* BEGIN Source excerpt *
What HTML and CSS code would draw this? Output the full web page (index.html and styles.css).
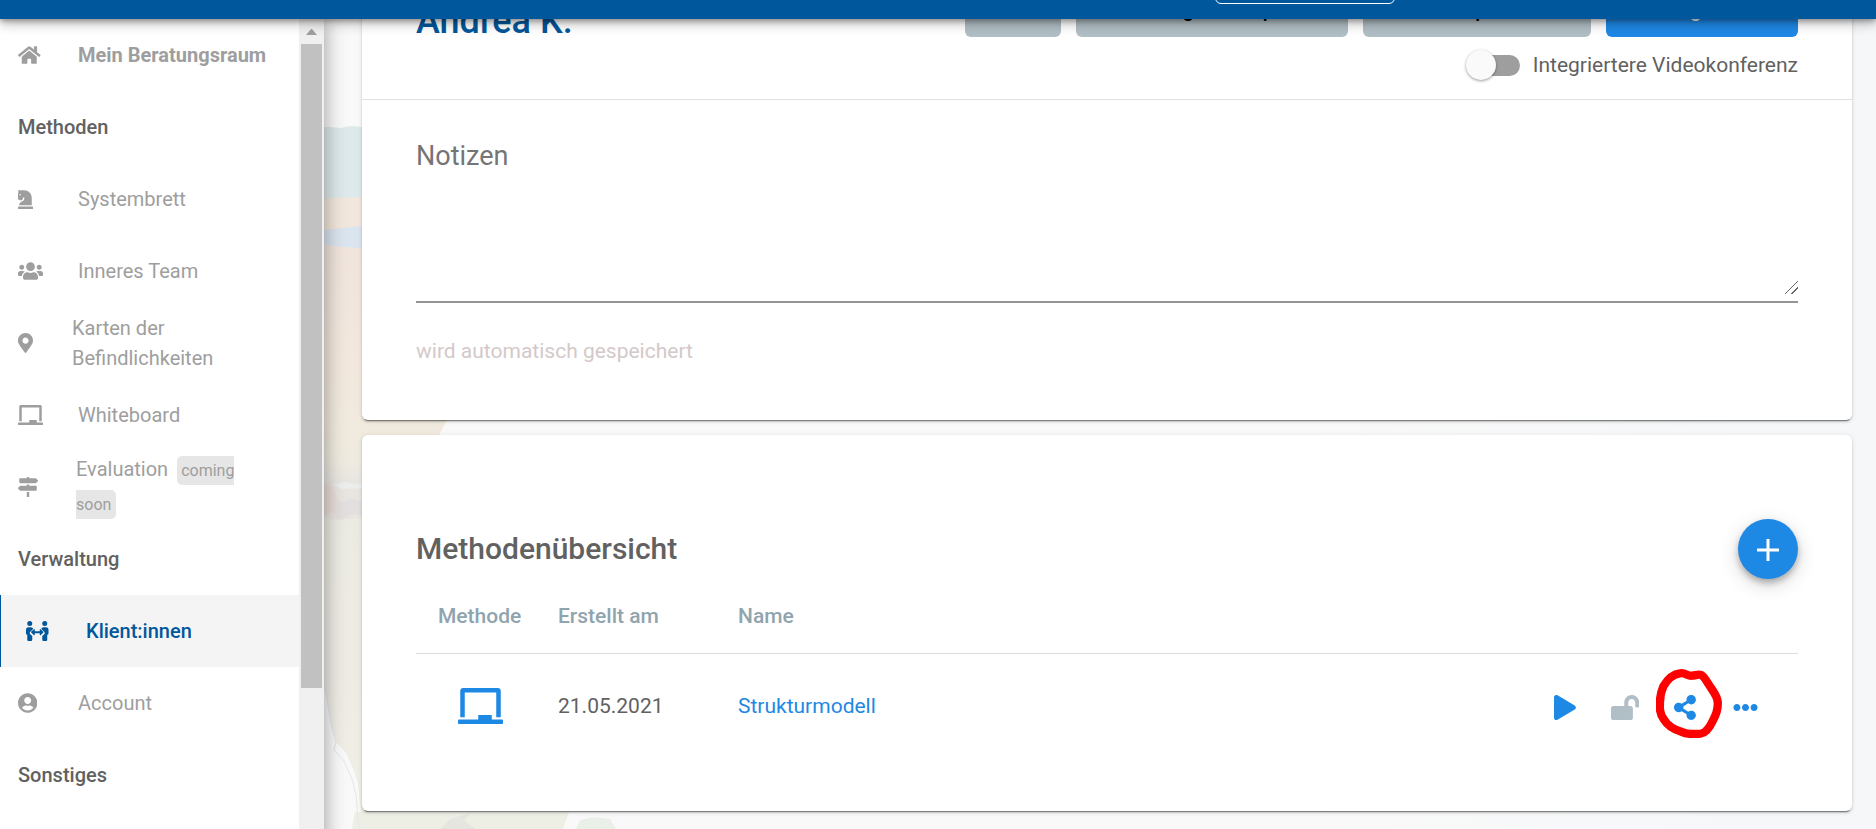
FILE: index.html
```html
<!DOCTYPE html>
<html lang="de">
<head>
    <meta charset="UTF-8">
    <title>Klient:innen – Andrea K.</title>
    <link rel="stylesheet" href="styles.css">
</head>
<body>
    <!-- Hintergrundbild -->
    <svg class="backdrop" width="640" height="829" viewBox="0 0 640 829" aria-hidden="true">
        <defs>
            <linearGradient id="sand" x1="0" y1="0" x2="0" y2="1">
                <stop offset="0" stop-color="#f0e4dd"/>
                <stop offset="0.5" stop-color="#f2e8dd"/>
                <stop offset="0.9" stop-color="#f0ebdf"/>
                <stop offset="1" stop-color="#e8e5e2"/>
            </linearGradient>
            <linearGradient id="land" x1="0" y1="0" x2="0" y2="1">
                <stop offset="0" stop-color="#ecebe3"/>
                <stop offset="0.5" stop-color="#eeebe5"/>
                <stop offset="1" stop-color="#f0f0e4"/>
            </linearGradient>
        </defs>
        <path fill="#dee9eb" d="M300 128l30-1 10 1 12-2 10 1 40 1v72H300z"/>
        <path fill="#f2e7dc" d="M300 199l62-2v52h-62z"/>
        <path fill="url(#sand)" d="M300 245h150c10 60 10 120 0 165l-3 10-8 15-10 48H300z"/>
        <path fill="#dbe5ef" d="M300 231l24-1 38-4v22l-18-1-20-2-24-1z"/>
        <path fill="#e8e5e0" d="M300 482h70v40H300z"/>
        <path fill="#eceeed" d="M332 484l14-2 8 2 8-1v5l-20 1z"/>
        <path fill="#e9ddd7" d="M324 484l8 2 6 14-2 16-4-4-8 4z"/>
        <path fill="#e2dfde" d="M338 500l6 2 6-4 12 4v14l-8-2-10 4-4 8-4-8z"/>
        <path fill="url(#land)" d="M300 522l24-4 12 2 26-2h8v300l-8 9-4-44-4-12-8-18-10-11-4-14-8-46h-24z"/>
        <path fill="#eeefe4" d="M355 812h214l-6 17H352z"/>
        <path fill="#e6e6e0" d="M440 829l10-10 20-6-6 8 12 8z"/>
        <path fill="#eaefe8" d="M576 829l4-9 14-3 16 2 6 10z"/>
        <path fill="none" stroke="#e2e7eb" d="M324 683l8 45 4 14-2 8 10 11 8 18 4 16 3 34"/>
    </svg>

    <header class="topbar">
        <button class="topbar-btn" type="button" aria-label="Menü"></button>
    </header>

    <div class="layout">
        <aside class="sidebar">
            <nav class="menu">
                <a class="item strong" href="#">
                    <span class="ico"><svg height="20" viewBox="0 0 576 512"><path d="M280.37 148.26L96 300.11V464a16 16 0 0 0 16 16l112.06-.29a16 16 0 0 0 15.92-16V368a16 16 0 0 1 16-16h64a16 16 0 0 1 16 16v95.64a16 16 0 0 0 16 16.05L464 480a16 16 0 0 0 16-16V300L295.67 148.26a12.19 12.19 0 0 0-15.3 0zM571.6 251.47L488 182.56V44.05a12 12 0 0 0-12-12h-56a12 12 0 0 0-12 12v72.61L318.47 43a48 48 0 0 0-61 0L4.34 251.47a12 12 0 0 0-1.6 16.9l25.5 31A12 12 0 0 0 45.15 301l235.22-193.74a12.19 12.19 0 0 1 15.3 0L530.9 301a12 12 0 0 0 16.9-1.6l25.5-31a12 12 0 0 0-1.7-16.93z"/></svg></span>
                    <span>Mein Beratungsraum</span>
                </a>
                <h3 class="group">Methoden</h3>
                <a class="item" href="#">
                    <span class="ico"><svg height="20" viewBox="0 0 384 512"><path d="M19 272.47l40.63 18.06a32 32 0 0 0 24.88.47l12.78-5.12a32 32 0 0 0 18.76-20.5l9.22-30.65a24 24 0 0 1 12.55-15.65L159.94 208v50.33a48 48 0 0 1-26.53 42.94l-57.22 28.65A80 80 0 0 0 32 401.48V416h319.86V224c0-106-85.92-192-191.92-192H12A12 12 0 0 0 0 44a16.9 16.9 0 0 0 1.79 7.58L16 80l-9 9a24 24 0 0 0-7 17v137.21a32 32 0 0 0 19 29.26zM52 128a20 20 0 1 1-20 20 20 20 0 0 1 20-20zm316 320H16a16 16 0 0 0-16 16v32a16 16 0 0 0 16 16h352a16 16 0 0 0 16-16v-32a16 16 0 0 0-16-16z"/></svg></span>
                    <span>Systembrett</span>
                </a>
                <a class="item" href="#">
                    <span class="ico"><svg height="20" viewBox="0 0 640 512"><path d="M96 224c35.3 0 64-28.7 64-64s-28.7-64-64-64-64 28.7-64 64 28.7 64 64 64zm448 0c35.3 0 64-28.7 64-64s-28.7-64-64-64-64 28.7-64 64 28.7 64 64 64zm32 32h-64c-17.6 0-33.5 7.1-45.1 18.6 40.3 22.1 68.9 62 75.1 109.4h66c17.7 0 32-14.3 32-32v-32c0-35.3-28.7-64-64-64zm-256 0c61.9 0 112-50.1 112-112S381.9 32 320 32 208 82.1 208 144s50.1 112 112 112zm76.8 32h-8.3c-20.8 10-43.9 16-68.5 16s-47.6-6-68.5-16h-8.3C179.6 288 128 339.6 128 403.2V432c0 26.5 21.5 48 48 48h288c26.5 0 48-21.5 48-48v-28.8c0-63.6-51.6-115.2-115.2-115.2zm-223.7-13.4C161.5 263.1 145.6 256 128 256H64c-35.3 0-64 28.7-64 64v32c0 17.7 14.3 32 32 32h65.9c6.3-47.4 34.9-87.3 75.2-109.4z"/></svg></span>
                    <span>Inneres Team</span>
                </a>
                <a class="item narrow" href="#">
                    <span class="ico"><svg height="20" viewBox="0 0 384 512"><path d="M172.268 501.67C26.97 291.031 0 269.413 0 192 0 85.961 85.961 0 192 0s192 85.961 192 192c0 77.413-26.97 99.031-172.268 309.67-9.535 13.774-29.93 13.773-39.464 0zM192 272c44.183 0 80-35.817 80-80s-35.817-80-80-80-80 35.817-80 80 35.817 80 80 80z"/></svg></span>
                    <span>Karten der Befindlichkeiten</span>
                </a>
                <a class="item" href="#">
                    <span class="ico"><svg height="20" viewBox="0 0 640 512"><path d="M96 64h448v352h64V40c0-22.06-17.94-40-40-40H72C49.94 0 32 17.94 32 40v376h64V64zm528 384H480v-64H288v64H16c-8.84 0-16 7.16-16 16v32c0 8.84 7.16 16 16 16h608c8.84 0 16-7.16 16-16v-32c0-8.84-7.16-16-16-16z"/></svg></span>
                    <span>Whiteboard</span>
                </a>
                <a class="item soon" href="#">
                    <span class="ico"><svg height="20" viewBox="0 0 512 512"><path d="M507.31 84.69L464 41.37c-6-6-14.14-9.37-22.63-9.37H288V16c0-8.84-7.16-16-16-16h-32c-8.84 0-16 7.16-16 16v16H56c-13.25 0-24 10.75-24 24v80c0 13.25 10.75 24 24 24h385.37c8.49 0 16.62-3.37 22.63-9.37l43.31-43.31c6.25-6.26 6.25-16.38 0-22.63zM224 496c0 8.84 7.16 16 16 16h32c8.84 0 16-7.16 16-16V384h-64v112zm232-272H288v-32h-64v32H70.63c-8.49 0-16.62 3.37-22.63 9.37L4.69 276.69c-6.25 6.25-6.25 16.38 0 22.63L48 342.63c6 6 14.14 9.37 22.63 9.37H456c13.25 0 24-10.75 24-24v-80c0-13.25-10.75-24-24-24z"/></svg></span>
                    <span>Evaluation <span class="badge">coming soon</span></span>
                </a>
                <h3 class="group">Verwaltung</h3>
                <a class="item active" href="#">
                    <span class="ico"><svg height="20" viewBox="0 0 576 512"><path d="M96,128A64,64,0,1,0,32,64,64,64,0,0,0,96,128Zm0,176.08a44.11,44.11,0,0,1,13.64-32L181.77,204c1.65-1.55,3.77-2.31,5.61-3.57A63.91,63.91,0,0,0,128,160H64A64,64,0,0,0,0,224v96a32,32,0,0,0,32,32V480a32,32,0,0,0,32,32h64a32,32,0,0,0,32-32V383.61l-50.36-47.53A44.08,44.08,0,0,1,96,304.08ZM480,128a64,64,0,1,0-64-64A64,64,0,0,0,480,128Zm32,32H448a63.91,63.91,0,0,0-59.38,40.42c1.84,1.27,4,2,5.62,3.59l72.12,68.06a44.37,44.37,0,0,1,0,64L416,383.62V480a32,32,0,0,0,32,32h64a32,32,0,0,0,32-32V352a32,32,0,0,0,32-32V224A64,64,0,0,0,512,160ZM444.4,295.34a12,12,0,0,0,0-17.48L372.28,209.8A12.08,12.08,0,0,0,352,218.54V264H224V218.51a12.08,12.08,0,0,0-20.33-8.74l-72.12,68.08a12,12,0,0,0,0,17.46l72.11,68.06A12.07,12.07,0,0,0,224,354.66V312H352v42.6a12.08,12.08,0,0,0,20.27,8.75Z"/></svg></span>
                    <span>Klient:innen</span>
                </a>
                <a class="item" href="#">
                    <span class="ico"><svg height="20" viewBox="0 0 496 512"><path d="M248 8C111 8 0 119 0 256s111 248 248 248 248-111 248-248S385 8 248 8zm0 96c48.6 0 88 39.4 88 88s-39.4 88-88 88-88-39.4-88-88 39.4-88 88-88zm0 344c-58.7 0-111.3-26.6-146.5-68.2 18.8-35.4 55.6-59.8 98.5-59.8 2.4 0 4.8.4 7.1 1.1 13 4.2 26.6 6.9 40.9 6.9 14.3 0 28-2.7 40.9-6.9 2.3-.7 4.7-1.1 7.1-1.1 42.9 0 79.7 24.4 98.5 59.8C359.3 421.4 306.7 448 248 448z"/></svg></span>
                    <span>Account</span>
                </a>
                <h3 class="group">Sonstiges</h3>
            </nav>
            <div class="scrollbar">
                <svg class="scroll-up" width="11" height="6" viewBox="0 0 11 6"><path d="M5 0h1l5 6H0z"/></svg>
                <div class="scroll-thumb"></div>
            </div>
        </aside>

        <main class="content">
            <section class="card">
                <div class="client-head">
                    <div class="client-row">
                        <h1>Andrea K.</h1>
                        <div class="actions">
                            <button class="btn btn-chat" type="button">Chat</button>
                            <button class="btn btn-link" type="button">Einladungslink kopieren</button>
                            <button class="btn btn-export" type="button">Daten exportieren</button>
                            <button class="btn btn-start" type="button">Sitzung starten</button>
                        </div>
                    </div>
                    <label class="switch">
                        <input type="checkbox">
                        <span>Integriertere Videokonferenz</span>
                    </label>
                </div>
                <div class="notes">
                    <div class="field">
                        <textarea placeholder="Notizen" aria-label="Notizen"></textarea>
                    </div>
                    <p class="hint">wird automatisch gespeichert</p>
                </div>
            </section>

            <section class="card methods">
                <div class="methods-head">
                    <h2>Methodenübersicht</h2>
                    <button class="fab" type="button" aria-label="Methode hinzufügen">
                        <svg width="24" height="24" viewBox="0 0 24 24"><path d="M1 13h22M12 2v22" fill="none" stroke="#fff" stroke-width="3"/></svg>
                    </button>
                </div>
                <table>
                    <thead>
                        <tr>
                            <th class="col-method">Methode</th>
                            <th class="col-date">Erstellt am</th>
                            <th>Name</th>
                            <th class="col-tools"></th>
                        </tr>
                    </thead>
                    <tbody>
                        <tr>
                            <td class="col-method"><svg height="36" viewBox="0 0 640 512"><path d="M96 64h448v352h64V40c0-22.06-17.94-40-40-40H72C49.94 0 32 17.94 32 40v376h64V64zm528 384H480v-64H288v64H16c-8.84 0-16 7.16-16 16v32c0 8.84 7.16 16 16 16h608c8.84 0 16-7.16 16-16v-32c0-8.84-7.16-16-16-16z"/></svg></td>
                            <td>21.05.2021</td>
                            <td><a href="#">Strukturmodell</a></td>
                            <td class="col-tools">
                                <div class="tools">
                                    <button type="button" aria-label="Starten"><svg height="25" viewBox="0 0 448 512"><path d="M424.4 214.7L72.4 6.6C43.8-10.3 0 6.1 0 47.9V464c0 37.5 40.7 60.1 72.4 41.3l352-208c31.4-18.5 31.5-64.1 0-82.6z"/></svg></button>
                                    <button class="off" type="button" aria-label="Sperren"><svg height="25" viewBox="0 0 576 512"><path d="M423.5 0C339.5.3 272 69.5 272 153.5V224H48c-26.5 0-48 21.5-48 48v192c0 26.5 21.5 48 48 48h352c26.5 0 48-21.5 48-48V272c0-26.5-21.5-48-48-48h-48v-71.1c0-39.6 31.7-72.5 71.3-72.9 40-.4 72.7 32.1 72.7 72v80c0 13.3 10.7 24 24 24h32c13.3 0 24-10.7 24-24v-80C576 68 507.5-.3 423.5 0z"/></svg></button>
                                    <button class="share" type="button" aria-label="Teilen">
                                        <svg height="25" viewBox="0 0 448 512"><path d="M352 320c-22.608 0-43.387 7.819-59.79 20.895l-102.486-64.054a96.551 96.551 0 0 0 0-41.683l102.486-64.054C308.613 184.181 329.392 192 352 192c53.019 0 96-42.981 96-96S405.019 0 352 0s-96 42.981-96 96c0 7.158.79 14.13 2.276 20.841L155.79 180.895C139.387 167.819 118.608 160 96 160c-53.019 0-96 42.981-96 96s42.981 96 96 96c22.608 0 43.387-7.819 59.79-20.895l102.486 64.054A96.301 96.301 0 0 0 256 416c0 53.019 42.981 96 96 96s96-42.981 96-96-42.981-96-96-96z"/></svg>
                                        <svg class="marker" width="66" height="69" viewBox="0 0 198 207"><path d="M72 13C88 10 94 22 108 20C118 20 126 14 136 18C146 24 152 38 162 52C172 68 184 82 185 98C187 120 182 134 172 152C162 174 150 192 134 194C114 196 92 196 76 188C54 182 36 172 24 152C10 134 11 116 12 98C12 82 16 66 22 52C34 32 50 15 72 13z"/></svg>
                                    </button>
                                    <button type="button" aria-label="Mehr"><svg height="25" viewBox="0 0 512 512"><path d="M328 256c0 39.8-32.2 72-72 72s-72-32.2-72-72 32.2-72 72-72 72 32.2 72 72zm104-72c-39.8 0-72 32.2-72 72s32.2 72 72 72 72-32.2 72-72-32.2-72-72-72zm-352 0c-39.8 0-72 32.2-72 72s32.2 72 72 72 72-32.2 72-72-32.2-72-72-72z"/></svg></button>
                                </div>
                            </td>
                        </tr>
                    </tbody>
                </table>
            </section>
        </main>
    </div>
</body>
</html>
```

FILE: styles.css
```css
* {
    box-sizing: border-box;
}
body {
    margin: 0;
    height: 100vh;
    overflow: hidden;
    background: linear-gradient(90deg, #f9f9f9 70%, #f5f7f9);
    color: #616161;
    font-family: Roboto, sans-serif;
    font-size: 21px;
}
h1, h2, h3, p {
    margin: 0;
    font-weight: 500;
}
a {
    color: #1e88e5;
    text-decoration: none;
}
button {
    border: none;
    padding: 0;
    font-family: inherit;
    cursor: pointer;
}
svg {
    display: block;
    fill: currentColor;
}
.backdrop {
    position: absolute;
    left: 0;
    top: 0;
}

/* Kopfleiste */
.topbar {
    position: relative;
    z-index: 3;
    display: flex;
    justify-content: flex-end;
    align-items: flex-end;
    height: 19px;
    padding: 0 481px 15px 0;
    background: #01579b;
    box-shadow: 0 2px 5px rgba(0, 0, 0, 0.3), 0 5px 12px rgba(0, 0, 0, 0.25);
}
.topbar-btn {
    flex-shrink: 0;
    width: 180px;
    height: 45px;
    background: none;
    border: 1px solid #fff;
    border-radius: 6px;
}
.layout {
    display: flex;
    height: calc(100vh - 19px);
}

/* Seitenmenü */
.sidebar {
    position: relative;
    z-index: 2;
    display: flex;
    flex: 0 0 324px;
    overflow: hidden;
    background: #fff;
}
.layout::before {
    content: "";
    position: absolute;
    width: 324px;
    height: 100%;
    box-shadow: 0 0 20px rgba(0, 0, 0, 0.4);
}
.menu {
    flex: 1;
}
.item,
.group {
    display: flex;
    align-items: center;
    height: 72px;
    padding-left: 18px;
    font-size: 20px;
    line-height: 30px;
}
.item {
    padding-right: 60px;
    color: #9e9e9e;
}
.ico {
    flex: 0 0 60px;
}
.strong {
    padding-right: 0;
    font-weight: 700;
}
.narrow .ico {
    flex-basis: 54px;
}
.soon .ico {
    flex-basis: 58px;
}
.soon {
    line-height: 32px;
}
.active {
    padding-left: 25px;
    border-left: 1px solid #01579b;
    background: #f4f4f4;
    color: #01579b;
    font-weight: 500;
}
.badge {
    margin-left: 4px;
    padding: 5px 5px 5px 4px;
    border-radius: 5px;
    background: #e6e6e6;
    font-size: 16px;
}
.scrollbar {
    width: 25px;
    padding: 10px 2px 0;
    background: #f0f0f0;
}
.scroll-up {
    margin: 0 auto 9px;
    color: #a0a0a0;
}
.scroll-thumb {
    height: 644px;
    background: #c1c1c1;
}

/* Inhalt */
.content {
    position: relative;
    flex: 1;
    margin-top: -59px;
    padding: 0 24px 0 38px;
}
.card {
    margin-bottom: 15px;
    border-radius: 6px;
    background: #fff;
    box-shadow: 0 3px 1px -2px rgba(0, 0, 0, 0.4), 0 2px 2px rgba(0, 0, 0, 0.14), 0 1px 5px rgba(0, 0, 0, 0.12);
}
.client-head {
    padding: 23px 54px 19px;
    border-bottom: 1px solid #e0e0e0;
}
.client-row {
    display: flex;
    justify-content: space-between;
    align-items: flex-end;
}
h1 {
    color: #01579b;
    font-size: 36px;
    line-height: 32px;
}
.actions {
    display: flex;
    gap: 15px;
}
.btn {
    height: 54px;
    border-radius: 6px;
    background: #b0bec5;
    color: #000;
    font-size: 20px;
    font-weight: 500;
}
.btn-chat {
    width: 96px;
}
.btn-link {
    width: 272px;
}
.btn-export {
    width: 228px;
}
.btn-start {
    width: 192px;
    background: #1e88e5;
    color: #fff;
}
.switch {
    display: flex;
    justify-content: flex-end;
    align-items: center;
    gap: 13px;
    height: 30px;
    margin-top: 13px;
}
.switch input {
    appearance: none;
    position: relative;
    width: 44px;
    height: 21px;
    margin: 0;
    border-radius: 11px;
    background: #9e9e9e;
}
.switch input::before {
    content: "";
    position: absolute;
    left: -10px;
    top: -5px;
    width: 30px;
    height: 30px;
    border-radius: 50%;
    background: #fafafa;
    box-shadow: 0 1px 3px rgba(0, 0, 0, 0.4);
}
.notes {
    padding: 34px 54px 57px;
}
.field {
    padding-bottom: 7px;
    border-bottom: 2px solid #949494;
}
textarea {
    display: block;
    width: 100%;
    height: 160px;
    padding: 4px 0;
    border: none;
    background: none;
    font-family: inherit;
    font-size: 27px;
    line-height: 36px;
    resize: vertical;
}
textarea::placeholder {
    color: #757575;
}
textarea::-webkit-resizer {
    background: linear-gradient(135deg, transparent 47%, #666 47%, #666 52%, transparent 52%, transparent 72%, #666 72%, #666 77%, transparent 77%) no-repeat right bottom / 13px 13px;
}
.hint {
    margin-top: 36px;
    color: #d3c9c9;
    font-weight: 400;
    line-height: 24px;
}

/* Methodenübersicht */
.methods {
    padding: 84px 54px 53px;
}
.methods-head {
    display: flex;
    justify-content: space-between;
    align-items: center;
}
h2 {
    padding-bottom: 2px;
    font-size: 30px;
}
.fab {
    display: flex;
    justify-content: center;
    align-items: center;
    width: 60px;
    height: 60px;
    border-radius: 50%;
    background: #1e88e5;
    box-shadow: 0 4px 6px rgba(0, 0, 0, 0.25), 0 6px 20px rgba(0, 0, 0, 0.16);
}
table {
    width: 100%;
    border-collapse: collapse;
    table-layout: fixed;
}
th {
    height: 74px;
    padding: 0;
    border-bottom: 1px solid #dcdcdc;
    color: #90a4ae;
    font-weight: 500;
    text-align: left;
}
td {
    height: 105px;
    padding: 0;
}
.col-method {
    width: 142px;
    padding: 0 36px 0 22px;
}
td.col-method {
    color: #1e88e5;
}
td.col-method svg {
    margin: 0 auto;
}
.col-date {
    width: 180px;
}
.col-tools {
    width: 263px;
}
.tools {
    display: flex;
    padding-top: 3px;
}
.tools button {
    display: flex;
    justify-content: center;
    align-items: center;
    width: 60px;
    height: 60px;
    background: none;
    color: #1e88e5;
}
.tools .off {
    color: #b0bec5;
}
.tools .share {
    position: relative;
}
.marker {
    position: absolute;
    left: 1px;
    top: -8px;
    fill: none;
    stroke: #f00;
    stroke-width: 25;
}
```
* END Source excerpt *
◆ **Short problem**:
Look for "styles" and pull out every line that has it.

◆ **Task response**:
What HTML and CSS code would draw this? Output the full web page (index.html and styles.css).
    <link rel="stylesheet" href="styles.css">
FILE: styles.css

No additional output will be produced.